Logically, I know that I’m giving this all too much space in my head but emotionally… well, it’s not great. I find myself staring for hours at blank walls on bad days and there are more of those than ever. I find that often, any positive event is followed by a disproportionately low period. My ability to focus and concentrate is sporadic and very short. And worst of all, I find it difficult to enjoy my crafting in the same way which takes away most of my personal productivity.

I’m working with a therapist on CBT but I’m not sure, in fact I’m fairly certain that now is not the best time for this. I am already vulnerable and unsettled, and the trigger is something that I cannot resolve on my own.

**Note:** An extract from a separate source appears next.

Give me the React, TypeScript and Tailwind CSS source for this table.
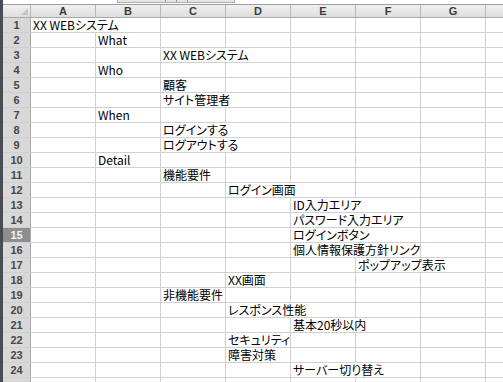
import React from "react";

type Cell = { c: number; t: string; s: number };

const data: Record<number, Cell> = {
  1: { c: 0, t: "XX WEBシステム", s: 2 },
  2: { c: 1, t: "What", s: 1 },
  3: { c: 2, t: "XX WEBシステム", s: 2 },
  4: { c: 1, t: "Who", s: 1 },
  5: { c: 2, t: "顧客", s: 1 },
  6: { c: 2, t: "サイト管理者", s: 2 },
  7: { c: 1, t: "When", s: 1 },
  8: { c: 2, t: "ログインする", s: 2 },
  9: { c: 2, t: "ログアウトする", s: 2 },
  10: { c: 1, t: "Detail", s: 1 },
  11: { c: 2, t: "機能要件", s: 1 },
  12: { c: 3, t: "ログイン画面", s: 2 },
  13: { c: 4, t: "ID入力エリア", s: 2 },
  14: { c: 4, t: "パスワード入力エリア", s: 2 },
  15: { c: 4, t: "ログインボタン", s: 2 },
  16: { c: 4, t: "個人情報保護方針リンク", s: 2 },
  17: { c: 5, t: "ポップアップ表示", s: 2 },
  18: { c: 3, t: "XX画面", s: 1 },
  19: { c: 2, t: "非機能要件", s: 1 },
  20: { c: 3, t: "レスポンス性能", s: 2 },
  21: { c: 4, t: "基本20秒以内", s: 2 },
  22: { c: 3, t: "セキュリティ", s: 1 },
  23: { c: 3, t: "障害対策", s: 1 },
  24: { c: 4, t: "サーバー切り替え", s: 2 },
};

const spanW: Record<number, string> = {
  1: "w-[65px]",
  2: "w-[130px]",
  3: "w-[195px]",
};

const cols = ["A", "B", "C", "D", "E", "F", "G"];

const cellFont =
  "font-['Noto_Sans_CJK_JP',sans-serif] text-[12px] leading-[14px] [font-feature-settings:'palt'] text-black";
const hdrFont =
  "font-['Liberation_Sans',Arial,sans-serif] font-bold text-[11px] leading-[12px]";

function Row({ n }: { n: number }) {
  const d = data[n];
  const cells: React.ReactNode[] = [];
  let i = 0;
  while (i < 7) {
    if (d && d.c === i) {
      cells.push(
        <div
          key={i}
          className={`${spanW[d.s]} h-full shrink-0 border-r border-[#d0d0d0] flex items-center pl-[2px] whitespace-nowrap overflow-visible ${cellFont}`}
        >
          {d.t}
        </div>
      );
      i += d.s;
    } else {
      cells.push(
        <div key={i} className="w-[65px] h-full shrink-0 border-r border-[#d0d0d0]" />
      );
      i += 1;
    }
  }
  const sel = n === 15;
  return (
    <div className="flex h-[15px] shrink-0 border-b border-[#d0d0d0]">
      <div
        className={`w-[28px] h-full shrink-0 flex items-center justify-center border-r border-[#a8a8a8] ${hdrFont} ${
          sel ? "bg-[#8e8e8e] text-[#f2f2f2]" : "bg-[#d8d8d8] text-[#474747]"
        }`}
      >
        {n}
      </div>
      {cells}
      <div className="flex-1 h-full" />
    </div>
  );
}

export default function App() {
  const rows = Array.from({ length: 24 }, (_, k) => k + 1);
  return (
    <div className="w-[503px] h-[382px] overflow-hidden flex bg-white">
      <div className="w-[3px] h-full shrink-0 bg-[#4a4c54]" />
      <div className="flex-1 flex flex-col min-w-0">
        <div className="h-[5px] shrink-0 border-b border-[#9e9e9e] bg-white flex">
          <div className="ml-[114px] w-[118px] h-[3px] bg-[#e4e4e4] border-x border-b border-[#b0b0b0] flex justify-center gap-[10px]">
            <div className="w-px h-full bg-[#9a9a9a]" />
            <div className="w-px h-full bg-[#9a9a9a]" />
            <div className="w-px h-full bg-[#9a9a9a]" />
          </div>
        </div>
        <div className="h-[13px] shrink-0 flex border-b border-[#a8a8a8] bg-gradient-to-b from-[#f0f0f0] to-[#dedede]">
          <div className="w-[28px] h-full shrink-0 border-r border-[#b8b8b8] relative">
            <div className="absolute right-[2px] bottom-[2px] w-0 h-0 border-l-[7px] border-l-transparent border-b-[7px] border-b-[#c4c4c4]" />
          </div>
          {cols.map((c) => (
            <div
              key={c}
              className={`w-[65px] h-full shrink-0 border-r border-[#b8b8b8] flex items-center justify-center text-[#3c3c3c] ${hdrFont}`}
            >
              {c}
            </div>
          ))}
          <div className="flex-1 h-full" />
        </div>
        {rows.map((n) => (
          <Row key={n} n={n} />
        ))}
        <div className="flex h-[15px] shrink-0">
          <div className={`w-[28px] h-full shrink-0 flex items-center justify-center border-r border-[#a8a8a8] bg-[#d8d8d8] text-[#474747] ${hdrFont}`}>
            25
          </div>
          {cols.map((c) => (
            <div key={c} className="w-[65px] h-full shrink-0 border-r border-[#d0d0d0]" />
          ))}
        </div>
      </div>
    </div>
  );
}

I don’t know where I’m going with all of this, or even what it all means but I’m hoping that venting here will help me some.

I have a new long-term project. A friend in my knitting group showed us a crocheted blanket she was working on and my friend G and I decided to get the kit and make our own. She’ll need some crochet lessons but it’s a simple pattern repeated several times on every row so the paper pattern is really only needed for the colour order. It’s this pattern/kit by Attic24 (I have no affiliation with Wool Warehouse but can tell you that my order with them was a smooth transaction and arrived quickly).

I’m 2 rows in but have crocheted as much as three – I missed a stitch at the beginning of the first row but didn’t notice until I’d reached the end and I’m enjoying it a lot more than I expected to. 200 stitches is a lot more than I usually work with.

Things I’m trying to do to regain some control over my scatter brain :

* daily journal/planner that allows me to record mood, craft/education, tasks, cleaning and eating/medication.

* limiting the number of projects I work on for any given craft. For example, in my work bag I have 1 knitted shawl (Solar Flare), 1 knitting design (a headband and it’s variations), 1 art therapy colouring page, 1 large crochet project (ripple blanket). This is enough to keep me entertained and give me some choices but doesn’t overwhelm me (and some days, just choosing which coloured pencil to use is too much).

* going to therapy

* going to my knitting groups

* spending time with my friends outside those groups.

It probably looks like a pretty regular sort of plan to most of you. It’s a lot of hard work for me. Trying to rein in my attention is exhausting.